What is missing in this part of the story though is some context on what it was that Bartali actually did. Ok, we can take it as read that in all the occupied territories there were those who resisted and that that resistance took various forms. So Bartali, far from being (as Road to Valour's sub-title dubs him) "Italy's Secret World War Two Hero," was in reality just one among many. So what sets him apart? His sporting success. But was Bartali really unique among cyclists?

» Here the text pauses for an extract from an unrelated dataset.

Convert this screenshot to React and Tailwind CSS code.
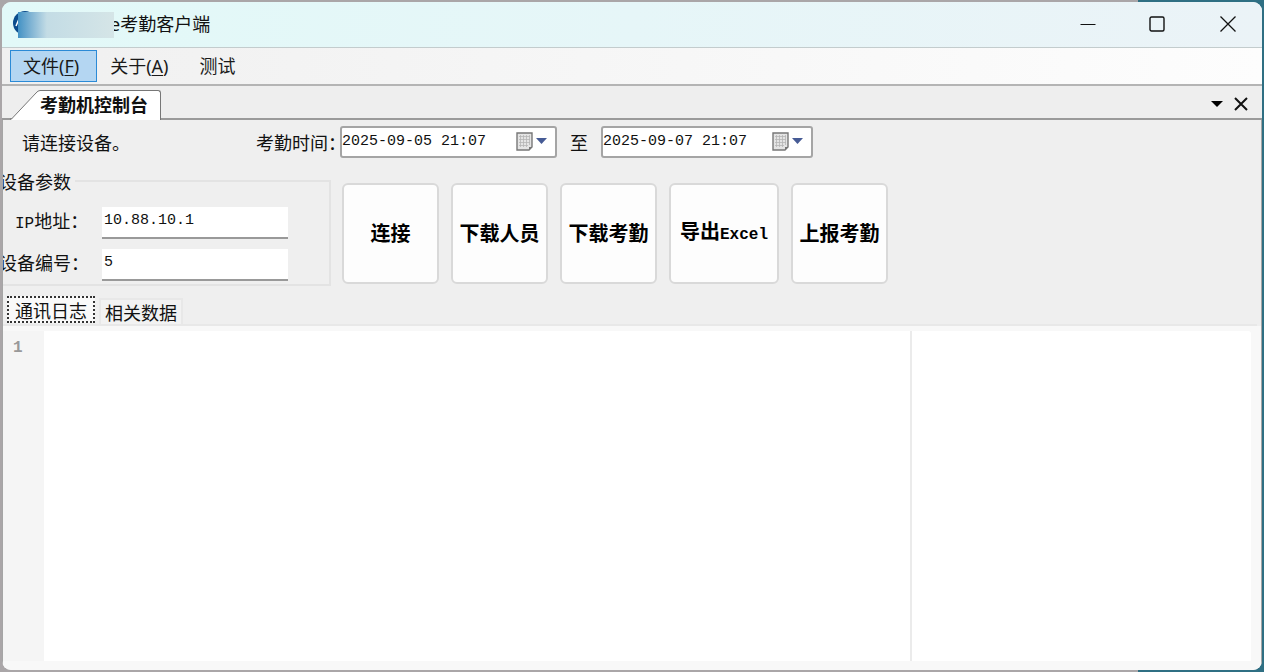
import { useState } from "react";

const menus = [
  { name: "文件", hotkey: "F", active: true },
  { name: "关于", hotkey: "A" },
  { name: "测试" },
];

const actions = [
  { name: "连接", width: "w-[97px]" },
  { name: "下载人员", width: "w-[97px]" },
  { name: "下载考勤", width: "w-[97px]" },
  { name: "导出", latin: "Excel", width: "w-[110px]" },
  { name: "上报考勤", width: "w-[97px]" },
];

function TitleBar() {
  return (
    <header className="flex h-[46px] shrink-0 items-center justify-between border-b border-[#c3cccd] bg-gradient-to-r from-[#e2f9f8] via-[#e6f6f8] to-[#ebf3f7] pb-[2px]">
      <div className="relative flex h-full items-center pl-[108px]">
        <svg className="absolute left-[11px] top-[9px]" width="24" height="24" viewBox="0 0 24 24">
          <circle cx="12" cy="12" r="12" fill="#0b4c8c" />
          <path d="M3 15l3-7 2 7" stroke="#fff" strokeWidth="1.5" fill="none" />
        </svg>
        <h1 className="text-[18px] leading-6 text-[#111]">e考勤客户端</h1>
        <div className="absolute left-4 top-[10px] h-[26px] w-[96px] bg-gradient-to-r from-[#4292c4] via-[#c3dce5] via-30% to-[#d5e5e7]" />
      </div>

      <div className="flex pr-[26px]">
        <button aria-label="最小化" className="flex w-[70px] justify-end">
          <svg width="16" height="16" viewBox="0 0 16 16" stroke="#111" fill="none">
            <path d="M0.5 8.5h15" />
          </svg>
        </button>
        <button aria-label="最大化" className="flex w-[69px] justify-end">
          <svg width="16" height="16" viewBox="0 0 16 16" stroke="#111" strokeWidth="1.4" fill="none">
            <rect x="1" y="1" width="14" height="14" rx="1.5" />
          </svg>
        </button>
        <button aria-label="关闭" className="flex w-[71px] justify-end">
          <svg width="16" height="16" viewBox="0 0 16 16" stroke="#111" strokeWidth="1.3" fill="none">
            <path d="M0.5 0.5l15 15M15.5 0.5l-15 15" />
          </svg>
        </button>
      </div>
    </header>
  );
}

function MenuBar() {
  return (
    <nav className="flex h-[38px] shrink-0 items-center border-b-2 border-[#b4b4b4] bg-gradient-to-r from-[#f0f0f0] to-[#fdfdfd] pl-2">
      {menus.map((menu) => (
        <button
          key={menu.name}
          className={`h-8 border pl-3 pr-[17px] text-[18px] leading-7 text-[#1a1a1a] ${
            menu.active ? "border-[#2b8ad6] bg-[#b4d6f2]" : "border-transparent"
          }`}
        >
          {menu.name}
          {menu.hotkey && (
            <>
              (<span className="underline underline-offset-2">{menu.hotkey}</span>)
            </>
          )}
        </button>
      ))}
    </nav>
  );
}

function DockTabs() {
  return (
    <div className="flex h-[34px] shrink-0 items-end justify-between border-b-2 border-[#9a9a9a] bg-[#eee] pl-2">
      <div className="-mb-[2px] flex">
        <svg width="30" height="30" viewBox="0 0 30 30">
          <path d="M1 29.5L26 3Q28 1 30 1V30H1z" fill="#fff" />
          <path d="M0 29h1.5L26 3Q28 0.5 30 0.5" stroke="#777" fill="none" />
        </svg>
        <h2 className="h-[30px] rounded-tr-[3px] border-r border-t border-[#777] bg-white pr-3 text-[18px] font-bold leading-7 text-[#111]">
          考勤机控制台
        </h2>
      </div>
      <div className="flex h-full items-center gap-2 pr-[13px] pt-1">
        <button aria-label="窗口列表">
          <svg width="14" height="8" viewBox="0 0 14 8">
            <path d="M0 1h12L6 7z" fill="#000" />
          </svg>
        </button>
        <button aria-label="关闭标签">
          <svg width="16" height="14" viewBox="0 0 16 14" stroke="#111" strokeWidth="2" fill="none">
            <path d="M2 1l12 12M14 1L2 13" />
          </svg>
        </button>
      </div>
    </div>
  );
}

function DatePicker({ id, label, defaultValue, width }) {
  return (
    <div className={`flex h-8 items-center rounded-[3px] border-2 border-[#a5a5a5] bg-white pr-1 ${width}`}>
      <input
        id={id}
        aria-label={label}
        defaultValue={defaultValue}
        className="w-full min-w-0 font-['Liberation_Mono','Noto_Sans_CJK_SC',monospace] text-[15px] leading-5 text-[#111] outline-none"
      />
      <button aria-label={`选择${label}`} className="shrink-0">
        <svg width="36" height="22" viewBox="0 0 36 22">
          <path d="M2 2h15v14l-3 3H2z" fill="#e4e4e4" stroke="#777" strokeWidth="1.4" />
          <path d="M4 5.5h11M4 8.5h11M4 11.5h11M4 14.5h9M5.5 4v12M8.5 4v12M11.5 4v12M14.5 4v10" stroke="#b5b5b5" strokeWidth="0.8" />
          <path d="M17 16h-3v3z" fill="#777" />
          <path d="M21 7h11l-5.500 6z" fill="#465b95" />
        </svg>
      </button>
    </div>
  );
}

function DeviceParams() {
  const box =
    "h-8 w-[186px] border-b-2 border-[#999] bg-white px-[2px] pb-1 font-['Liberation_Mono','Noto_Sans_CJK_SC',monospace] text-[15px] leading-5 text-[#111] outline-none";
  const text = "w-[103px] shrink-0 whitespace-nowrap pb-[6px] text-[18px] leading-6";

  return (
    <fieldset className="-ml-1 mt-px h-[115px] w-[332px] shrink-0 border-2 border-l-0 border-[#e3e3e3]">
      <legend className="pr-1 text-[18px] leading-5">设备参数</legend>
      <div className="flex flex-col gap-[10px] pt-4">
        <div className="flex items-center">
          <label htmlFor="ip" className={`${text} pl-4`}>
            <span className="font-['Liberation_Mono',monospace] text-[16px] leading-4">IP</span>地址：
          </label>
          <input id="ip" defaultValue="10.88.10.1" className={box} />
        </div>
        <div className="flex items-center">
          <label htmlFor="device" className={text}>设备编号：</label>
          <input id="device" defaultValue="5" className={box} />
        </div>
      </div>
    </fieldset>
  );
}

function LogPanel() {
  const [tab, setTab] = useState("log");

  return (
    <section className="flex min-h-0 flex-1 flex-col">
      <div className="mr-1 flex items-end gap-1 border-b-2 border-[#e8e8e8] pl-1">
        <button
          onClick={() => setTab("log")}
          className={`mb-px h-[27px] border-2 px-[6px] text-[18px] leading-5 ${
            tab === "log" ? "border-dotted border-[#333] bg-[#f9f9f9]" : "border-transparent"
          }`}
        >
          通讯日志
        </button>
        <button
          onClick={() => setTab("data")}
          className={`h-[26px] border-2 border-b-0 px-1 text-[18px] leading-6 ${
            tab === "data" ? "border-dotted border-[#333] bg-[#f9f9f9]" : "border-[#e8e8e8] bg-[#f2f2f2]"
          }`}
        >
          相关数据
        </button>
      </div>
      <div className="flex flex-1 bg-[#f8f8f8] pb-[9px] pr-[10px] pt-[5px]">
        <div className="w-[41px] shrink-0 bg-[#f5f5f5] pl-[10px] pt-[5px] font-['Liberation_Mono',monospace] text-[16px] font-bold leading-6 text-[#999]">
          1
        </div>
        <textarea
          aria-label="通讯日志"
          className="w-[868px] min-w-0 resize-none border-r-2 border-[#ebebeb] bg-white outline-none"
        />
        <div className="flex-1 rounded-tr-[3px] bg-white" />
      </div>
    </section>
  );
}

export default function App() {
  return (
    <div className="h-screen bg-[linear-gradient(to_right,#aaa6a8_90%,#2f6f83_90%)] p-[2px] font-['Noto_Sans','Noto_Sans_CJK_SC',sans-serif] text-[#111]">
      <div className="flex h-full flex-col overflow-hidden rounded-[9px] bg-[#efefef]">
        <TitleBar />
        <MenuBar />
        <DockTabs />

        <main className="flex min-h-0 flex-1 flex-col overflow-hidden border-l border-r border-[#a5a5a5] font-['Noto_Sans_CJK_SC',sans-serif]">
          <div className="flex h-[50px] shrink-0 items-center pb-[6px] pl-[19px] text-[18px] leading-6">
            <p className="w-[234px] shrink-0">请连接设备。</p>
            <label htmlFor="start" className="w-[84px] shrink-0 whitespace-nowrap">考勤时间：</label>
            <DatePicker id="start" label="开始时间" defaultValue="2025-09-05 21:07" width="w-[217px]" />
            <label htmlFor="end" className="px-[13px]">至</label>
            <DatePicker id="end" label="结束时间" defaultValue="2025-09-07 21:07" width="w-[212px]" />
          </div>

          <div className="flex shrink-0 pb-[10px]">
            <DeviceParams />
            <div className="flex gap-3 pl-[11px] pt-[13px]">
              {actions.map((action) => (
                <button
                  key={action.name}
                  className={`h-[101px] shrink-0 whitespace-nowrap rounded-[6px] border-2 border-[#d9d9d9] bg-[#fdfdfd] pb-[2px] text-[20px] font-bold leading-6 text-black ${action.width}`}
                >
                  {action.name}
                  {action.latin && (
                    <span className="font-['Liberation_Mono',monospace] text-[16px]">{action.latin}</span>
                  )}
                </button>
              ))}
            </div>
          </div>

          <LogPanel />
        </main>
      </div>
    </div>
  );
}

If we look to France, we have stories of resistance from Louison Bobet's brother, Jean (in Tomorrow We Ride) and from José Beyaert (in Matt Rendell's Olympic Gangster). We know that Émillien Amaury - who would go on to own the Tour de France - was quite an active resistant and used the presses of l'Auto to do some of his printing. And, if memory serves me rightly, Raphaël Géminiani discussed his own war as part of Marcel Ophüls' documentary film Le Chagrin et la Pitié (The Sorrow and the Pity). They are just some of those involved with French cycling whose stories put some context on Bartali's tale. What was happening in Italy? That's not much spoken off, Italy having had a rather complex war. But it's hard to imagine that Gino Bartali was the sole Italian cyclist who got involved with the cause. Some exploration of this issue would have helped Road to Valour.

Overall, the McConnon's have done a fine job in telling a part of Bartali's life, a decade so bookeneded by his two Tour wins. Road to Valour reads swiftly, the story has been cleared of a lot of detail which might slow you down and the McConnons stick very much to the bare essentials of the tale. What Road to Valour is not though is the definitive English-language biography of Bartali. He may be a decade in the grave but, as with Coppi, Bartali's memory is still well protected, meaning that the the biography that really moves beyond the myths is still a few years in the future. In the meanwhile then, enjoy The Road to Valour as the next best thing. And enjoy it too as a tale of two Tours and one man's war.